By March 8, the occupation leaders had declared the Wounded Knee territory to be the Independent Oglala Nation, granting citizenship papers to those who wanted them and demanding recognition as a sovereign nation.

American Indian Movement leaders observe with a ceremonial peace pipe as the U.S. Department of Justice begins to remove government forces from around Wounded Knee, South Dakota,  with a ceremonial peace pipe smoking shown here on March 10, 1973. Shown are, starting with the fourth person from the right, AIM leaders Clyde Bellecourt, Dennis Banks, Russell Means and Carter Camp. (AP Photo/FILE)

American Indian Movement leaders observe with a ceremonial peace pipe as the U.S. Department of Justice begins to remove government forces from around Wounded Knee, South Dakota, with a ceremonial peace pipe smoking shown here on March 10, 1973. Shown are, starting with the fourth person from the right, AIM leaders Clyde Bellecourt, Dennis Banks, Russell Means and Carter Camp. (AP Photo/FILE)

The stand-off was often violent, and supplies became scarce within the occupied territory as the U.S. government worked to cut off support for those behind the lines. Discussions were ongoing throughout much of the occupation, with several government officials working with AIM leaders to try and resolve the issues.

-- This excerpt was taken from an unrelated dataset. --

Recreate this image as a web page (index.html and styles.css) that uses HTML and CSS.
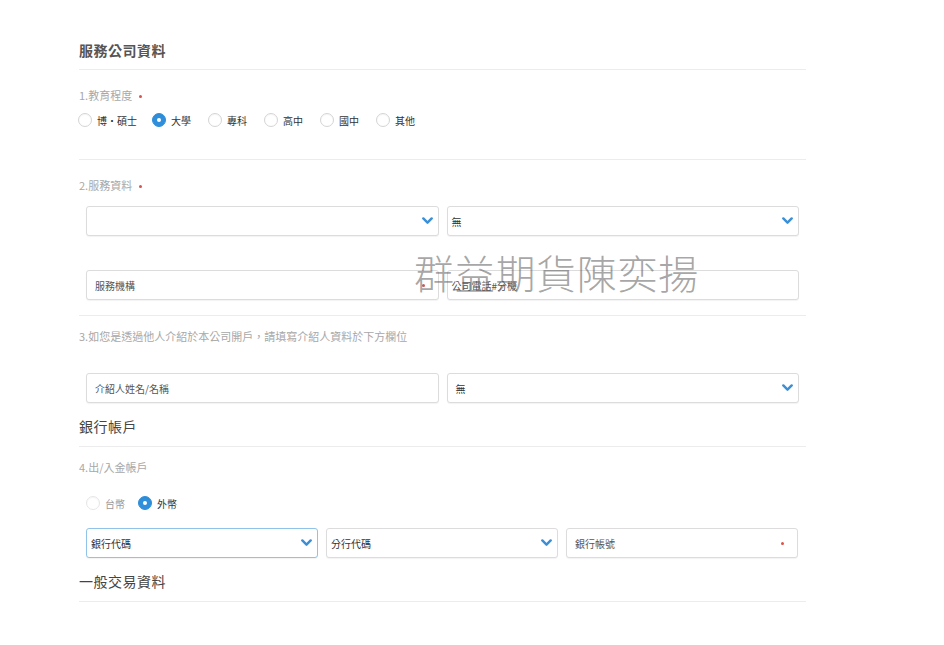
FILE: index.html
```html
<!DOCTYPE html>
<html lang="zh-Hant">
<head>
<meta charset="utf-8">
<link rel="stylesheet" href="styles.css">
</head>
<body>
<div class="page">
  <h2 class="section-title first">服務公司資料</h2>

  <div class="q q1">1.教育程度 <span class="req"></span></div>
  <div class="radios r1">
    <label class="radio"><span class="dot"></span>博・碩士</label>
    <label class="radio"><span class="dot on"></span>大學</label>
    <label class="radio"><span class="dot"></span>專科</label>
    <label class="radio"><span class="dot"></span>高中</label>
    <label class="radio"><span class="dot"></span>國中</label>
    <label class="radio"><span class="dot"></span>其他</label>
  </div>
  <div class="divider d1"></div>

  <div class="q q2">2.服務資料 <span class="req"></span></div>
  <div class="row two r-a">
    <div class="field select"><span class="val"></span><svg class="chev" viewBox="0 0 10 7"><path d="M1.2 1.2 L5 5 L8.8 1.2"/></svg></div>
    <div class="field select"><span class="val dark">無</span><svg class="chev" viewBox="0 0 10 7"><path d="M1.2 1.2 L5 5 L8.8 1.2"/></svg></div>
  </div>
  <div class="row two r-b">
    <div class="field input"><span class="ph pad">服務機構</span><span class="rdot"></span></div>
    <div class="field input"><span class="ph">公司電話#分機</span></div>
  </div>
  <div class="divider d2"></div>

  <div class="q q3">3.如您是透過他人介紹於本公司開戶，請填寫介紹人資料於下方欄位</div>
  <div class="row two r-c">
    <div class="field input"><span class="ph pad">介紹人姓名/名稱</span></div>
    <div class="field select"><span class="val dark pad">無</span><svg class="chev" viewBox="0 0 10 7"><path d="M1.2 1.2 L5 5 L8.8 1.2"/></svg></div>
  </div>

  <h2 class="section-title">銀行帳戶</h2>
  <div class="q q4">4.出/入金帳戶</div>
  <div class="radios r2">
    <label class="radio muted"><span class="dot faint"></span>台幣</label>
    <label class="radio"><span class="dot on"></span>外幣</label>
  </div>
  <div class="row three r-d">
    <div class="field select focus"><span class="val dark">銀行代碼</span><svg class="chev" viewBox="0 0 10 7"><path d="M1.2 1.2 L5 5 L8.8 1.2"/></svg></div>
    <div class="field select"><span class="val dark">分行代碼</span><svg class="chev" viewBox="0 0 10 7"><path d="M1.2 1.2 L5 5 L8.8 1.2"/></svg></div>
    <div class="field input"><span class="ph pad">銀行帳號</span><span class="rdot"></span></div>
  </div>

  <h2 class="section-title">一般交易資料</h2>
</div>
<div class="watermark">群益期貨陳奕揚</div>
</body>
</html>
```

FILE: styles.css
```css
* { box-sizing: border-box; }
html, body { margin: 0; padding: 0; background: #fff; }
body {
  font-family: "Noto Sans CJK TC", "Noto Sans", "Liberation Sans", sans-serif;
  color: #333;
  width: 944px;
  height: 645px;
  overflow: hidden;
  position: relative;
}
.page {
  margin-left: 79px;
  width: 727px;
}
.section-title {
  margin: 13px 0 0 0;
  font-size: 14px;
  line-height: 20px;
  font-weight: 400;
  color: #444;
  padding-bottom: 10px;
  border-bottom: 1px solid #ececec;
  letter-spacing: 0.5px;
}
.section-title.first { margin-top: 40px; padding-bottom: 9px; font-weight: 700; color: #555; }

.q {
  font-size: 11px;
  line-height: 16px;
  height: 16px;
  color: #a8a8a8;
  display: flex;
  align-items: center;
}
.req {
  display: inline-block;
  width: 3px; height: 3px;
  border-radius: 50%;
  background: #d9534f;
  margin-left: 7px;
  margin-top: 3px;
}
.q1 { margin-top: 17px; }
.q2 { margin-top: 17px; }
.q3 { margin-top: 12px; }
.q4 { margin-top: 12px; }

.radios { display: flex; height: 16px; align-items: center; }
.r1 { margin-top: 9px; margin-left: -1px; }
.r2 { margin-top: 20px; margin-left: 7px; }
.radio {
  display: flex;
  align-items: center;
  font-size: 10px;
  color: #333;
  width: 56px;
}
.r1 .radio:first-child { width: 74px; }
.r2 .radio { width: 52px; }
.radio.muted { color: #999; }
.dot {
  width: 14px; height: 14px;
  border-radius: 50%;
  border: 1px solid #d4d4d4;
  margin-right: 5px;
  flex: none;
  background: #fff;
  box-shadow: inset 0 1px 1px rgba(0,0,0,0.04);
}
.dot.faint { border-color: #e6e6e6; }
.dot.on {
  background: #2f8fdb;
  border-color: #2f8fdb;
  position: relative;
}
.dot.on::after {
  content: "";
  position: absolute;
  left: 4px; top: 4px;
  width: 4px; height: 4px;
  border-radius: 50%;
  background: #fff;
}

.divider { border-top: 1px solid #ececec; }
.d1 { margin-top: 31px; }
.d2 { margin-top: 15px; }

.row {
  display: grid;
  gap: 8px;
  margin-left: 7px;
  width: 713px;
}
.row.two { grid-template-columns: 1fr 1fr; }
.row.three { grid-template-columns: 232px 232px 232px; }
.r-a { margin-top: 13px; }
.r-b { margin-top: 34px; }
.r-c { margin-top: 29px; }
.r-d { margin-top: 17px; }

.field {
  height: 30px;
  border: 1px solid #dcdcdc;
  border-radius: 3px;
  background: #fff;
  display: flex;
  align-items: center;
  padding: 0 4px 0 4px;
  font-size: 10px;
  box-shadow: 0 1px 1px rgba(0,0,0,0.05);
}
.field.focus { border-color: #8fc3ea; }
.val { flex: 1; color: #333; }
.val.pad { padding-left: 4px; }
.ph { flex: 1; color: #555; }
.ph.pad { padding-left: 4px; }
.chev {
  width: 11px; height: 8px;
  margin-right: 1px;
  fill: none;
  stroke: #3a8fd6;
  stroke-width: 2.2;
  stroke-linecap: round;
  stroke-linejoin: round;
}
.rdot {
  width: 3px; height: 3px;
  border-radius: 50%;
  background: #d9534f;
  margin-right: 9px;
}

.watermark {
  position: absolute;
  left: 414px;
  top: 246px;
  font-size: 40px;
  line-height: 52px;
  font-weight: 300;
  color: rgba(90, 90, 90, 0.55);
  letter-spacing: 0.7px;
  white-space: nowrap;
  pointer-events: none;
}
```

The siege finally ended on May 8 with an agreement to disarm and to further discuss the treaty obligations. By then, at least three people had been killed and more than a dozen wounded, according to reports.

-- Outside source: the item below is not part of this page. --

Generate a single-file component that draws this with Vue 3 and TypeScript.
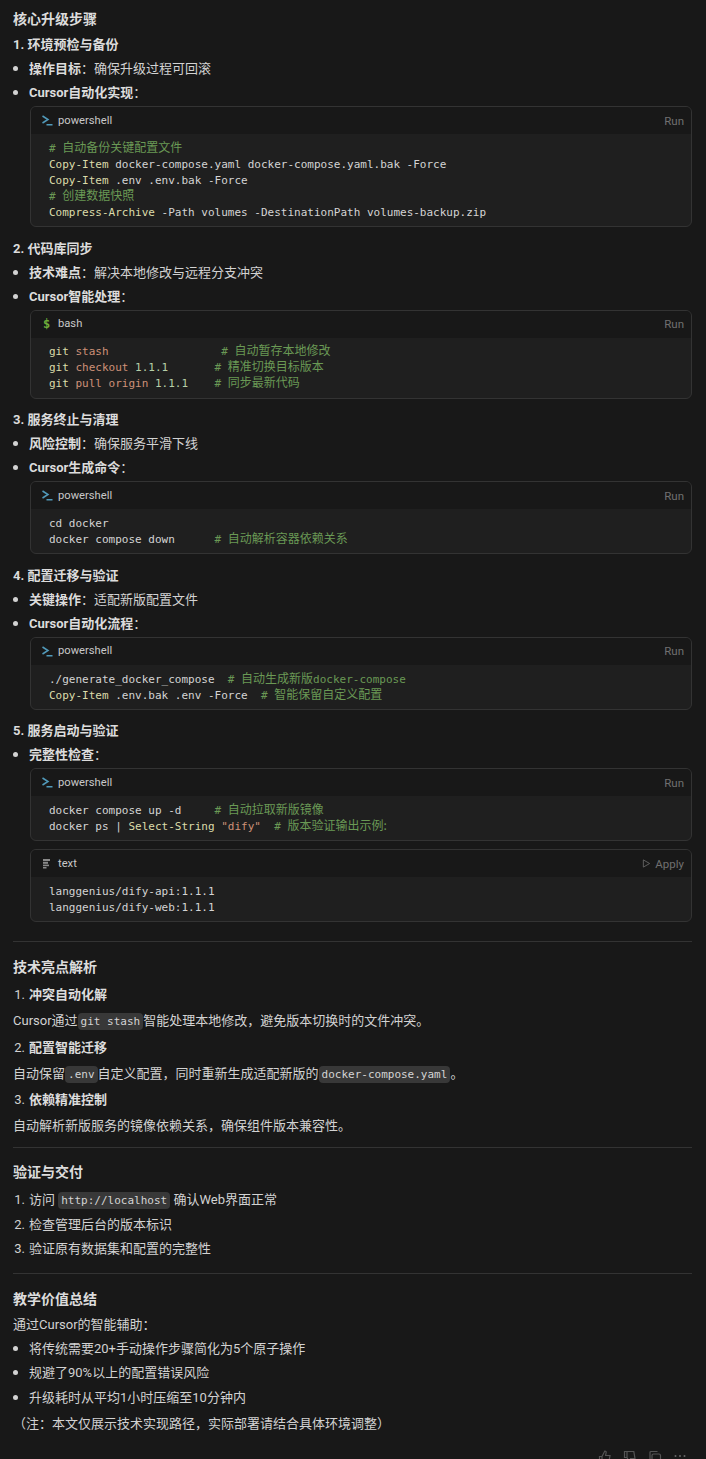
<script setup lang="ts">
type Tok = [string, string?];
type Block = { id: string; lang: string; kind: 'ps' | 'bash' | 'text'; action: string; lines: Tok[][] };

const C = (cjk: string): Tok[] => [['# ', 'c'], [cjk, 'c cj']];

const backup: Block = {
  id: 'backup', lang: 'powershell', kind: 'ps', action: 'Run',
  lines: [
    C('自动备份关键配置文件'),
    [['Copy-Item', 'f'], [' docker-compose.yaml docker-compose.yaml.bak -Force']],
    [['Copy-Item', 'f'], [' .env .env.bak -Force']],
    C('创建数据快照'),
    [['Compress-Archive', 'f'], [' -Path volumes -DestinationPath volumes-backup.zip']],
  ],
};
const sync: Block = {
  id: 'sync', lang: 'bash', kind: 'bash', action: 'Run',
  lines: [
    [['git', 'f'], [' '], ['stash', 's'], ['                 '], ...C('自动暂存本地修改')],
    [['git', 'f'], [' '], ['checkout', 's'], [' '], ['1.1.1', 'n'], ['       '], ...C('精准切换目标版本')],
    [['git', 'f'], [' '], ['pull origin', 's'], [' '], ['1.1.1', 'n'], ['    '], ...C('同步最新代码')],
  ],
};
const stop: Block = {
  id: 'stop', lang: 'powershell', kind: 'ps', action: 'Run',
  lines: [
    [['cd docker']],
    [['docker compose down      '], ...C('自动解析容器依赖关系')],
  ],
};
const migrate: Block = {
  id: 'migrate', lang: 'powershell', kind: 'ps', action: 'Run',
  lines: [
    [['./generate_docker_compose  '], ['# ', 'c'], ['自动生成新版', 'c cj'], ['docker-compose', 'c']],
    [['Copy-Item', 'f'], [' .env.bak .env -Force  '], ...C('智能保留自定义配置')],
  ],
};
const start: Block = {
  id: 'start', lang: 'powershell', kind: 'ps', action: 'Run',
  lines: [
    [['docker compose up -d     '], ...C('自动拉取新版镜像')],
    [['docker ps | '], ['Select-String', 'f'], [' '], ['"dify"', 's'], ['  '], ['# ', 'c'], ['版本验证输出示例:', 'c cj']],
  ],
};
const output: Block = {
  id: 'output', lang: 'text', kind: 'text', action: 'Apply',
  lines: [[['langgenius/dify-api:1.1.1']], [['langgenius/dify-web:1.1.1']]],
};

type Step = { title: string; items: [string, string][]; blocks: Block[] };
const steps: Step[] = [
  { title: '1. 环境预检与备份', items: [['操作目标', '：确保升级过程可回滚'], ['Cursor自动化实现', '：']], blocks: [backup] },
  { title: '2. 代码库同步', items: [['技术难点', '：解决本地修改与远程分支冲突'], ['Cursor智能处理', '：']], blocks: [sync] },
  { title: '3. 服务终止与清理', items: [['风险控制', '：确保服务平滑下线'], ['Cursor生成命令', '：']], blocks: [stop] },
  { title: '4. 配置迁移与验证', items: [['关键操作', '：适配新版配置文件'], ['Cursor自动化流程', '：']], blocks: [migrate] },
  { title: '5. 服务启动与验证', items: [['完整性检查', '：']], blocks: [start, output] },
];
</script>

<template>
  <main class="page">
    <h3 class="heading first">核心升级步骤</h3>

    <section v-for="step in steps" :key="step.title" class="step">
      <p class="row"><strong>{{ step.title }}</strong></p>
      <ul class="bullets">
        <li v-for="item in step.items" :key="item[0]"><strong>{{ item[0] }}</strong>{{ item[1] }}</li>
      </ul>
      <div class="blocks">
        <div v-for="block in step.blocks" :key="block.id" class="code">
          <header class="code-head">
            <span class="lang-icon">
              <svg v-if="block.kind === 'ps'" viewBox="0 0 11 11" width="11" height="11" fill="none" stroke="#519aba" stroke-width="1.5">
                <path d="M0.5 1 L6 4.5 L0.5 8" />
                <path d="M4.5 9.7 H10.5" />
              </svg>
              <span v-else-if="block.kind === 'bash'" class="dollar">$</span>
              <svg v-else viewBox="0 0 11 11" width="11" height="11" fill="#8a8a8a">
                <rect x="1" y="1" width="7" height="2" />
                <rect x="1" y="3.8" width="5" height="2" />
                <rect x="1" y="6.6" width="6" height="1.6" />
                <rect x="1" y="9" width="3.5" height="1.5" />
              </svg>
            </span>
            <span class="lang">{{ block.lang }}</span>
            <span class="action">
              <svg v-if="block.action === 'Apply'" viewBox="0 0 10 10" width="9" height="9" fill="none" stroke="#666" stroke-width="1">
                <path d="M1.5 1 L8.5 5 L1.5 9 Z" />
              </svg>
              {{ block.action }}
            </span>
          </header>
          <pre class="code-body"><div v-for="(line, i) in block.lines" :key="i" class="line"><span v-for="(t, j) in line" :key="j" :class="t[1]">{{ t[0] }}</span></div></pre>
        </div>
      </div>
    </section>

    <hr class="rule rule-a" />

    <h3 class="heading">技术亮点解析</h3>
    <div class="tech">
      <p class="tall num-title"><span class="num">1.</span><strong>冲突自动化解</strong></p>
      <p class="tall">Cursor通过<code>git stash</code>智能处理本地修改，避免版本切换时的文件冲突。</p>
      <p class="tall num-title"><span class="num">2.</span><strong>配置智能迁移</strong></p>
      <p class="tall">自动保留<code>.env</code>自定义配置，同时重新生成适配新版的<code>docker-compose.yaml</code>。</p>
      <p class="tall num-title"><span class="num">3.</span><strong>依赖精准控制</strong></p>
      <p class="tall">自动解析新版服务的镜像依赖关系，确保组件版本兼容性。</p>
    </div>

    <hr class="rule rule-b" />

    <h3 class="heading">验证与交付</h3>
    <ol class="numbers">
      <li><span class="num">1.</span><span>访问 <code>http://localhost</code> 确认Web界面正常</span></li>
      <li><span class="num">2.</span><span>检查管理后台的版本标识</span></li>
      <li><span class="num">3.</span><span>验证原有数据集和配置的完整性</span></li>
    </ol>

    <hr class="rule rule-c" />

    <h3 class="heading">教学价值总结</h3>
    <p class="mid summary">通过Cursor的智能辅助：</p>
    <ul class="bullets plain">
      <li>将传统需要20+手动操作步骤简化为5个原子操作</li>
      <li>规避了90%以上的配置错误风险</li>
      <li>升级耗时从平均1小时压缩至10分钟内</li>
    </ul>
    <p class="mid note">（注：本文仅展示技术实现路径，实际部署请结合具体环境调整）</p>

    <footer class="feedback">
      <svg viewBox="0 0 14 14" width="14" height="14" fill="none" stroke="#555" stroke-width="1.2">
        <path d="M1.5 6.5h2.5v6H1.5zM4 6.5 L6.8 1 c1.2 0 1.6 1 1.3 2 L7.6 5.5 H12 l-1.2 7 H4" />
      </svg>
      <svg viewBox="0 0 14 14" width="14" height="14" fill="none" stroke="#555" stroke-width="1.2">
        <path d="M1.5 1.5h2.5v6H1.5zM4 7.5 L6.8 13 c1.2 0 1.6-1 1.3-2 L7.6 8.5 H12 l-1.2-7 H4" />
      </svg>
      <svg viewBox="0 0 14 14" width="14" height="14" fill="none" stroke="#555" stroke-width="1.2">
        <rect x="4" y="4" width="8.5" height="9" rx="1.5" />
        <path d="M2 10 V2.5 A1 1 0 0 1 3 1.5 H9.5" />
      </svg>
      <svg viewBox="0 0 14 14" width="14" height="14" fill="#666">
        <circle cx="2.5" cy="6" r="1" /><circle cx="7" cy="6" r="1" /><circle cx="11.5" cy="6" r="1" />
      </svg>
    </footer>
  </main>
</template>

<style>
html, body { margin: 0; background: #181818; }
</style>

<style scoped>
.page {
  box-sizing: border-box;
  width: 706px;
  height: 1459px;
  overflow: hidden;
  padding: 7px 14px 0 13px;
  background: #181818;
  color: #d2d2d2;
  font-family: Roboto, "Noto Sans CJK SC", sans-serif;
  font-size: 13px;
  line-height: 24px;
}
p, h3, ul, ol, pre { margin: 0; padding: 0; }
strong { font-weight: 700; color: #dcdcdc; }
.heading { height: 25px; font-size: 14px; line-height: 27px; font-weight: 700; color: #dcdcdc; }
.heading.first { line-height: 25px; }
.row { height: 24px; line-height: 26px; }
.bullets { list-style: none; }
.bullets li { position: relative; height: 24px; padding-left: 16px; line-height: 26px; }
.bullets li::before {
  content: "";
  position: absolute;
  left: 0;
  top: 10px;
  width: 5px;
  height: 5px;
  border-radius: 50%;
  background: #d2d2d2;
}
.blocks { display: flex; flex-direction: column; gap: 8px; margin: 2px 0 8.6px 17px; }
.code {
  border: 1px solid #333333;
  border-radius: 6px;
  overflow: hidden;
  background: #1f1f1f;
}
.code-head {
  display: flex;
  align-items: center;
  height: 27px;
  padding: 0 7px 0 11px;
  background: #181818;
  font-size: 11.5px;
  color: #c8c8c8;
}
.lang-icon { display: flex; width: 16px; align-items: center; justify-content: flex-start; }
.dollar { font-family: "DejaVu Sans Mono", monospace; font-size: 12px; font-weight: 700; color: #6fae3a; margin-left: 1px; }
.lang { flex: 1; font-size: 11.2px; }
.action { display: flex; align-items: center; gap: 4px; color: #707070; }
.code-body {
  padding: 6.8px 18px 5.2px 18px;
  font-family: "DejaVu Sans Mono", "Noto Sans CJK SC", monospace;
  font-size: 11px;
  line-height: 16px;
  color: #d4d4d4;
}
.line { height: 16px; white-space: pre; }
.c { color: #6a9955; }
.cj { font-size: 12px; line-height: 0; font-family: "Noto Sans CJK SC", sans-serif; }
.f { color: #dcdcaa; }
.s { color: #ce9178; }
.n { color: #b5cea8; }
.rule { height: 1px; border: 0; margin: 0; background: #333333; }
.rule-a { margin: 19px 0 12px; }
.rule-b { margin: 9px 0 11px; }
.rule-c { margin: 13px 0 12px; }
.tech { margin-top: 2px; }
.tall { height: 26.2px; line-height: 28px; }
.num-title { display: flex; }
.num { display: inline-block; box-sizing: content-box; width: 12px; padding-right: 4px; text-align: right; }
code {
  font-family: "DejaVu Sans Mono", "Noto Sans CJK SC", monospace;
  font-size: 11px;
  line-height: 16px;
  padding: 2px 3px;
  border-radius: 4px;
  background: #383838;
  color: #d4d4d4;
}
.numbers { list-style: none; margin-top: 2px; }
.numbers li { display: flex; height: 24.5px; line-height: 28px; }
.summary { height: 23.8px; margin-top: 1px; line-height: 26px; }
.plain li { height: 24.5px; }
.note { height: 26.7px; line-height: 29px; }
.feedback {
  display: flex;
  justify-content: flex-end;
  gap: 11px;
  align-items: flex-start;
  padding: 14px 5px 0 0;
}
</style>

Two Native men died: Frank Clearwater, identified as Cherokee and Apache, who was shot on April 17, 1973, and died eight days later; and Lawrence “Buddy” LaMont, Oglala, who was shot and killed on April 26, 1973.

Another man, Black activist Ray Robinson, who had been working with the Oglala Sioux Civil Rights Organization, went missing during the siege.The FBI confirmed in 2014 that he had died at Wounded Knee, but his body was never recovered. A U.S. marshal was also shot and paralyzed, but died many years later.

Camp was later convicted of abducting and beating four postal inspectors during the occupation, and served three years in federal prison. Banks and Means were indicted on charges related to the events, but their cases were dismissed by a federal court for prosecutorial misconduct.

Today, the Wounded Knee National Historic Landmark identifies the site of the 1890 massacre, most of which is now under joint ownership of the Oglala Sioux and Cheyenne River Sioux.

The tribes agreed in 2022 to purchase 40 acres of land that included the area where most of the carnage took place in 1890, the ravine where victims fled, and the area where the trading post was located.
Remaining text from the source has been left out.